AT THE STRANGERS' GATE

Arrivals in New York

by Adam Gopnik

Pub Date: Sept. 5th, 2017
ISBN: 978-1-4000-4180-0
Publisher: Knopf

A longtime New Yorker contributor writes about his early years in the city—the 1980s principally—ruminating about art and artists, love and apartments, writing and reading and speaking, and the city that he loves.

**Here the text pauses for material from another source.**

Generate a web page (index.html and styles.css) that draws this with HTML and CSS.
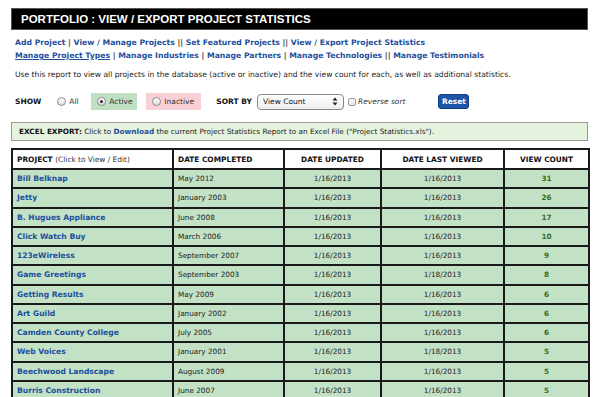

Gopnik—the author of numerous works on sundry subjects (The Table Comes First: Family, France, and the Meaning of Food, 2011, etc.)—returns with an affecting memoir about his many dawns: his love life (there is much here about Martha, his wife of many years), writing career, and friendships with significant figures such as Richard Avedon and Jeff Koons. This is a highly allusive text, with references ranging across the cultural landscape, from Anthony Trollope to X-Men, from Falstaff and Prince Hall to professor Irwin Corey. But Gopnik will engage most firmly those interested in the art world of the 1980s. He studied art history, worked as a docent at the Museum of Modern Art, and did his earliest publishing in art magazines. Later, he moved to GQ, where he wrote about men’s fashion, then to Knopf as an editor before settling in at the New Yorker, his promised land. The text is also an extensive love letter to his wife—and includes a carefully erotic section about their sex life and about sex among married people in general. Throughout, readers will become aware of the author’s great fortune in his career: meeting important people, acquiring jobs that even he knew he was not qualified for—e.g., Knopf and editing. However, Gopnik retains an appealing modesty throughout and has some very entertaining stories to tell, including one about an invasion of rats in their loft (some foul secrets of the city, he learns, lie below).

Not exactly a Horatio Alger story but an engaging tale of a writer finding his way in work and life.